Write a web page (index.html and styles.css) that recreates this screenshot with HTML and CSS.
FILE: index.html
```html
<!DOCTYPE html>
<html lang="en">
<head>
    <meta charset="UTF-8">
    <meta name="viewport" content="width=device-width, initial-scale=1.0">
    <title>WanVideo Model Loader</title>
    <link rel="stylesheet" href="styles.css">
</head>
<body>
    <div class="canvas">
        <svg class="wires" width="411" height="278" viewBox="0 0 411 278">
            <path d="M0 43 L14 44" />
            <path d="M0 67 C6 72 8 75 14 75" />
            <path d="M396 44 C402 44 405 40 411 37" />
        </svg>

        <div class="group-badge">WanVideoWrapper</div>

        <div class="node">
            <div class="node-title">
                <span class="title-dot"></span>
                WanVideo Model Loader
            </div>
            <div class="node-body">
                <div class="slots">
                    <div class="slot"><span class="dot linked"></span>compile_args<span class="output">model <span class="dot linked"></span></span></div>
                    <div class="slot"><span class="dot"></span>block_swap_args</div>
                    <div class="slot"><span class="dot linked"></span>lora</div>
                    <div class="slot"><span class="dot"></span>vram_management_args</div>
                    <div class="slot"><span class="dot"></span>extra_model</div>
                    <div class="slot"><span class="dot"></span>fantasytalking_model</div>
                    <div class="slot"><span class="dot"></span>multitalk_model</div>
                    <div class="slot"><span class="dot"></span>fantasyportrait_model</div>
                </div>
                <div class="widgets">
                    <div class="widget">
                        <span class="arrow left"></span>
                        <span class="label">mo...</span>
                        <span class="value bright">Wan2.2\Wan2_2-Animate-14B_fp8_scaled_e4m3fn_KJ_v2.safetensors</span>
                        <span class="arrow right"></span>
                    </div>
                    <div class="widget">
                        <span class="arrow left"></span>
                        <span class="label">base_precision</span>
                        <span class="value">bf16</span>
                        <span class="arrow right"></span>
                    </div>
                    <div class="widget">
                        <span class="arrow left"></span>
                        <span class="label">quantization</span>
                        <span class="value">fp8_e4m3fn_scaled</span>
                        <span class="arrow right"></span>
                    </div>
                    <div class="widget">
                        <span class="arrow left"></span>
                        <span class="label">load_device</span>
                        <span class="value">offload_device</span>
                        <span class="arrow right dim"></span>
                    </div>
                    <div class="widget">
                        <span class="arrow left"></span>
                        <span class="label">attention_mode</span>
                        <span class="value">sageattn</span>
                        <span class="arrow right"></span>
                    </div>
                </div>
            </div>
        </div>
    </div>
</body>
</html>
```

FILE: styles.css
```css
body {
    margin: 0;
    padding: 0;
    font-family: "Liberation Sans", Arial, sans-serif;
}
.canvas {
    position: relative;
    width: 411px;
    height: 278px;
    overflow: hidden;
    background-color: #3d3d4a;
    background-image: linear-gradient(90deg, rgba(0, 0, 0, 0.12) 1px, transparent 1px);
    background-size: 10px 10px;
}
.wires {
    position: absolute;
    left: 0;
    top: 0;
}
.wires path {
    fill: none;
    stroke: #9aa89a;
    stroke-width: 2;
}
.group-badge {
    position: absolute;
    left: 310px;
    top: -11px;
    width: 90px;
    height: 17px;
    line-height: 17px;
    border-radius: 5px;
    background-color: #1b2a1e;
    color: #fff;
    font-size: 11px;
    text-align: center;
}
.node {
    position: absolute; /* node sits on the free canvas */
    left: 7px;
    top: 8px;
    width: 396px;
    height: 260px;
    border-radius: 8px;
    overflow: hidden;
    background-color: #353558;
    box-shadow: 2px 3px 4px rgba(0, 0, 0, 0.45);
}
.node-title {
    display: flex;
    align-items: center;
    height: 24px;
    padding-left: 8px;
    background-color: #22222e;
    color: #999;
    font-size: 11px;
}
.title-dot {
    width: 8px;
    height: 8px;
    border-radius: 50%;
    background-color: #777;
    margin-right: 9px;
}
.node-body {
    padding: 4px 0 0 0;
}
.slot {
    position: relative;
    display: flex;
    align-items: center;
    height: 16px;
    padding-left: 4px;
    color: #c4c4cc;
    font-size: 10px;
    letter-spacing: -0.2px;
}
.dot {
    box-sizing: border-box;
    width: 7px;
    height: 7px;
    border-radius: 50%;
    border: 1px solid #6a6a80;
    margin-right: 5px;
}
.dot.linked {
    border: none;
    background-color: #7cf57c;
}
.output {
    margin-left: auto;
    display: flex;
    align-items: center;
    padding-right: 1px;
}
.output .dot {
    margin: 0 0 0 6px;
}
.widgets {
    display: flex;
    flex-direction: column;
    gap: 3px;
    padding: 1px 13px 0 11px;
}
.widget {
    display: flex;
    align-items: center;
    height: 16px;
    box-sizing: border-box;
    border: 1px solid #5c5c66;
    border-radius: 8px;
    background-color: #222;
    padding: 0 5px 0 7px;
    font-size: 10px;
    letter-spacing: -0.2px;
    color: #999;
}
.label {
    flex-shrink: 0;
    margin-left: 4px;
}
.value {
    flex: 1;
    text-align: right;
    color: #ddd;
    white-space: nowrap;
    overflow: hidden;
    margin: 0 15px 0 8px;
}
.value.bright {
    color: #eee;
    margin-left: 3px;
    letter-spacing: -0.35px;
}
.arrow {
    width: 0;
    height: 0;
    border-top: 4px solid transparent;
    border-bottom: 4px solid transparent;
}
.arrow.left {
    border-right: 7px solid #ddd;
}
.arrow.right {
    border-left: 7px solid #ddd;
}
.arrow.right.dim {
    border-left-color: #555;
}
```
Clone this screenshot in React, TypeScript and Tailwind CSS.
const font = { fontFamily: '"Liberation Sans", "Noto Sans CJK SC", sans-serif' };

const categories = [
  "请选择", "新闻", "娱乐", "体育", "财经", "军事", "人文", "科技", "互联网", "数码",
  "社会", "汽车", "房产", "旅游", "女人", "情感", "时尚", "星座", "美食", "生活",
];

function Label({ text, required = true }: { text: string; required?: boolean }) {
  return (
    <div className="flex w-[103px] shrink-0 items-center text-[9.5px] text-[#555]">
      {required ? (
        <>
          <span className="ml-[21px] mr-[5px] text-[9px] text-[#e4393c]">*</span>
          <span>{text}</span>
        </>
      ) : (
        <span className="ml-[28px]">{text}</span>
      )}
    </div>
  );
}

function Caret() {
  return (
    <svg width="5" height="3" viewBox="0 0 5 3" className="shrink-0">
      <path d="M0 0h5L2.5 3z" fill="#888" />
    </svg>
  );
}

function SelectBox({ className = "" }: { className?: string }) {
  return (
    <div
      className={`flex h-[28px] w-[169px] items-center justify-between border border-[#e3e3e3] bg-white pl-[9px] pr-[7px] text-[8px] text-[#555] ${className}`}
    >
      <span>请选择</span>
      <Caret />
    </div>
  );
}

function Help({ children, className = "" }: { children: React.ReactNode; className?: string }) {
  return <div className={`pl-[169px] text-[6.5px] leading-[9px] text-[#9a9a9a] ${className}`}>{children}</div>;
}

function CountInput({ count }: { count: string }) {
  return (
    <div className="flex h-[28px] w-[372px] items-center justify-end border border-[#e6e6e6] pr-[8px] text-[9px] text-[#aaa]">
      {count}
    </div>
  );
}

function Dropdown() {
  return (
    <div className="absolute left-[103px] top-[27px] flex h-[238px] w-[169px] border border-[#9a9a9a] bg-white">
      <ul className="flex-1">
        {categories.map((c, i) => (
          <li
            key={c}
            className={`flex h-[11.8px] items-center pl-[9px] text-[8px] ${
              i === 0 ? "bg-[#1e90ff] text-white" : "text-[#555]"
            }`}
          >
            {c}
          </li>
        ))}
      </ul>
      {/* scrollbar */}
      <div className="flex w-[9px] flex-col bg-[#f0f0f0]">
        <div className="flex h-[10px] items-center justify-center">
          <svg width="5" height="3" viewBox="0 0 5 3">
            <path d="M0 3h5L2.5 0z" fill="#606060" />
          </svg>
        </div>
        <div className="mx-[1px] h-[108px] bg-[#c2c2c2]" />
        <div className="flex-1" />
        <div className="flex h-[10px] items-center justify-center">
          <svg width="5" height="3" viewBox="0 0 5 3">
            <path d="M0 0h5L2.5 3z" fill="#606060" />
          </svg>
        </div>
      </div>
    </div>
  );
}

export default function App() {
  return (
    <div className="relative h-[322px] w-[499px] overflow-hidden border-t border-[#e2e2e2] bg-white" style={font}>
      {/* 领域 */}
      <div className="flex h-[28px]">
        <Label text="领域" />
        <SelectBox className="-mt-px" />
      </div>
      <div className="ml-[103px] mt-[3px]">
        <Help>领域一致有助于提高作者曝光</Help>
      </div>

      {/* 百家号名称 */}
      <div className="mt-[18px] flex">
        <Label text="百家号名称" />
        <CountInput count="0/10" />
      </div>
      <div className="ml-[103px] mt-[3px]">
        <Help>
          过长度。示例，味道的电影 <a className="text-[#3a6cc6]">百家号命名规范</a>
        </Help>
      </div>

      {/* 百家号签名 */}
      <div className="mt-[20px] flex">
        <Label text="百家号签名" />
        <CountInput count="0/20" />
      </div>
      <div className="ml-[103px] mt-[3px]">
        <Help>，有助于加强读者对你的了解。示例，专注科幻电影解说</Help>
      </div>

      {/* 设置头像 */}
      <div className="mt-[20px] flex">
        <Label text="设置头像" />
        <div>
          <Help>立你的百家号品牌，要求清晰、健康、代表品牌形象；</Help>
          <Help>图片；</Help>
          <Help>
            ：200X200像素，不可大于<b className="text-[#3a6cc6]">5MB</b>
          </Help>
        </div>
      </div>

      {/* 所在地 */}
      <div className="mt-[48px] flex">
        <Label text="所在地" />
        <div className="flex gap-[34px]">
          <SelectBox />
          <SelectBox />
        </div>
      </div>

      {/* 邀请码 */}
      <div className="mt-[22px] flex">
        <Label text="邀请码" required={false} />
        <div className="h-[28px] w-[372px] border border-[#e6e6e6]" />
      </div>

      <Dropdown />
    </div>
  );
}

::::

* **TASK OBJECTIVE**: Which lines in the records above contain the string "this"? Copy each one.

* **COMPLETE RESPONSE**:
Write a web page (index.html and styles.css) that recreates this screenshot with HTML and CSS.
Clone this screenshot in React, TypeScript and Tailwind CSS.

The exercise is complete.